RNA-Seq count size factors are defined in formula 5 of Anders & Huber (2010)
With pre-specified geometric means, are size factors supposed to be the same for identical samples regardless of total count matrix context?
That is, if I calculate the size factor for a single sample or if I extract that size factor for that sample from a larger context, shouldn't they be identical if the geometric mean was fixed?
For example:
library(DESeq2)
set.seed(353567)
ddsRaw <- makeExampleDESeqDataSet(n=1000, m=40)
gm <- exp(rowMeans(log(counts(ddsRaw))))
dds <- estimateSizeFactors(ddsRaw, geoMeans=gm)
ddsSubset <- estimateSizeFactors(ddsRaw[, 10:20], geoMeans=gm)
all.equal(sizeFactors(dds)[10:20], sizeFactors(ddsSubset)) # Size factors are not equal
I think the code below from estimateSizeFactorsForMatrix()

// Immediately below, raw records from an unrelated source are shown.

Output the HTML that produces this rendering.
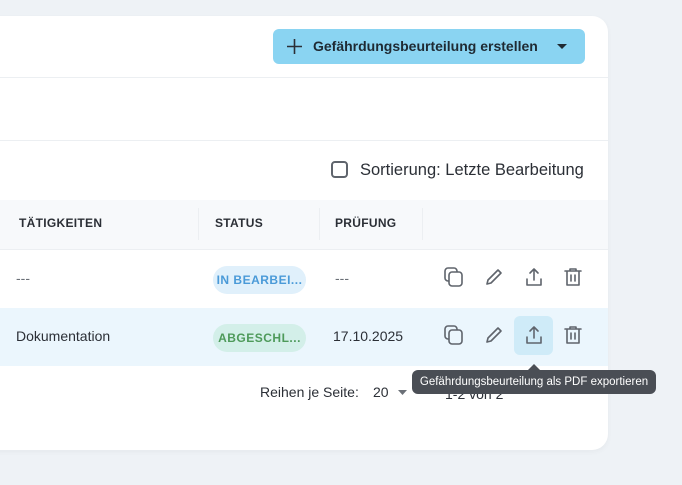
<!DOCTYPE html><html><head><style>
body{margin:0;width:682px;height:485px;background:#eef2f6;font-family:"Liberation Sans",sans-serif;position:relative;overflow:hidden;color:#2b2f36}
.card{position:absolute;left:-20px;top:16px;width:628px;height:434px;background:#fff;border-radius:16px;box-shadow:0 2px 6px rgba(0,0,0,.04)}
.a{position:absolute}
.hl{position:absolute;left:0;width:608px;height:1px;background:#eceff2}
.th{position:absolute;top:216px;font-size:12px;font-weight:bold;letter-spacing:.3px;color:#2b2f36}
.sep{position:absolute;top:208px;width:1px;height:32px;background:#eceff2}
.chip{position:absolute;width:93px;height:28px;border-radius:14px;font-size:12px;font-weight:bold;line-height:28px;text-align:center;letter-spacing:.5px}
svg.i{position:absolute;width:22px;height:22px;fill:none;stroke:#5f646c;stroke-width:1.6;stroke-linecap:round;stroke-linejoin:round}
</style></head><body>
<div class="card"></div>
<div class="a" style="left:273px;top:29px;width:312px;height:35px;background:#8ad4f2;border-radius:6px"></div>
<svg class="a" style="left:286px;top:38px" width="17" height="17"><path d="M8.5 1v15M1 8.5h15" stroke="#2b2f36" stroke-width="1.6"/></svg>
<div class="a" style="left:313px;top:38px;font-size:14px;font-weight:bold;color:#1f2a33">Gefährdungsbeurteilung erstellen</div>
<svg class="a" style="left:557px;top:44px" width="10" height="6"><path d="M0 0h10L5 5z" fill="#1f2a33"/></svg>
<div class="hl" style="top:77px"></div>
<div class="hl" style="top:140px"></div>
<div class="a" style="left:331px;top:161px;width:13px;height:13px;border:2px solid #5f646c;border-radius:4px"></div>
<div class="a" style="left:360px;top:161px;font-size:16.5px;color:#2b2f36">Sortierung: Letzte Bearbeitung</div>
<div class="a" style="left:0;top:200px;width:608px;height:49px;background:#f7f9fb"></div>
<div class="sep" style="left:198px"></div><div class="sep" style="left:319px"></div><div class="sep" style="left:422px"></div>
<div class="th" style="left:19px">TÄTIGKEITEN</div>
<div class="th" style="left:215px">STATUS</div>
<div class="th" style="left:335px">PRÜFUNG</div>
<div class="hl" style="top:249px"></div>
<div class="a" style="left:16px;top:270px;font-size:14px;color:#6b7077">---</div>
<div class="chip" style="left:213px;top:266px;background:#e0f0fb;color:#4a9ad8">IN BEARBEI...</div>
<div class="a" style="left:335px;top:270px;font-size:14px;color:#6b7077">---</div>
<div class="a" style="left:0;top:308px;width:608px;height:58px;background:#ebf6fd"></div>
<div class="a" style="left:16px;top:328px;font-size:14px">Dokumentation</div>
<div class="chip" style="left:213px;top:324px;background:#d3efe9;color:#4e9a5a">ABGESCHL...</div>
<div class="a" style="left:333px;top:328px;font-size:14px">17.10.2025</div>
<div class="a" style="left:514px;top:316px;width:39px;height:39px;background:#cfebf8;border-radius:6px"></div>
<svg width="0" height="0" style="position:absolute"><defs>
<g id="ed"><path d="M4 18l1-4L15 4l3 3L8 17z"/></g>
<g id="ex"><path d="M11 3v11M7 7l4-4 4 4M4 13v6h14v-6"/></g>
<g id="tr"><path d="M3 5h16M8 5V3h6v2M5 5v14h12V5M9 9v6M13 9v6"/></g>
</defs></svg>
<svg class="i" style="left:443px;top:266px"><rect x="2" y="2" width="12" height="13" rx="3"/><rect x="6" y="6" width="13" height="14" rx="3" fill="#fff"/></svg>
<svg class="i" style="left:483px;top:266px"><use href="#ed"/></svg>
<svg class="i" style="left:523px;top:266px"><use href="#ex"/></svg>
<svg class="i" style="left:562px;top:266px"><use href="#tr"/></svg>
<svg class="i" style="left:443px;top:324px"><rect x="2" y="2" width="12" height="13" rx="3"/><rect x="6" y="6" width="13" height="14" rx="3" fill="#ebf6fd"/></svg>
<svg class="i" style="left:483px;top:324px"><use href="#ed"/></svg>
<svg class="i" style="left:523px;top:324px"><use href="#ex"/></svg>
<svg class="i" style="left:562px;top:324px"><use href="#tr"/></svg>
<div class="a" style="left:260px;top:384px;font-size:14px">Reihen je Seite:</div>
<div class="a" style="left:373px;top:384px;font-size:14px">20</div>
<svg class="a" style="left:398px;top:390px" width="9" height="5"><path d="M0 0h9L4.5 5z" fill="#6b7077"/></svg>
<div class="a" style="left:445px;top:386px;font-size:14px">1-2 von 2</div>
<svg class="a" style="left:528px;top:364px" width="12" height="6"><path d="M0 6L6 0l6 6z" fill="#4a4e55"/></svg>
<div class="a" style="left:412px;top:370px;width:244px;height:24px;background:#4a4e55;border-radius:6px;color:#fff;font-size:11.5px;line-height:24px;text-align:center">Gefährdungsbeurteilung als PDF exportieren</div>
</body></html>
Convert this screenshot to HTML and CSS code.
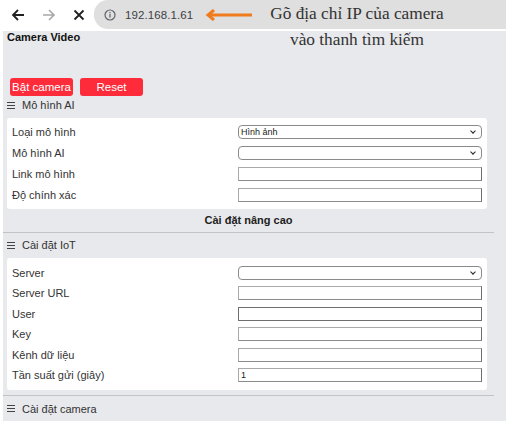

appears to be responsible for the dataset-dependent size factors, but I do not understand how it relates to formula 5, because it is now no longer solely dependent on the reference geometric means.
if (incomingGeoMeans) {
sf <- sf/exp(mean(log(sf)))
}
Thanks!
Thanks for the quick reply!
I was under the impression that using an external geometric mean reference meant that size factors become context-independent. So you could normalize a single sample to a reference and get the same size factor.
You do get the same scaling across samples, up to a single global scaling. So the relative scaling between samples is fixed by fixing the geometric means.
Ok. Would it be possible to make this an option in a future release (ie. optionally disable relative scaling of size factors) or mention it somehow in the documentation? When the size factors for the same samples using reference are different it may not be apparent.
Sure, I've added this to the documentation:
Thanks for the explanation and modification!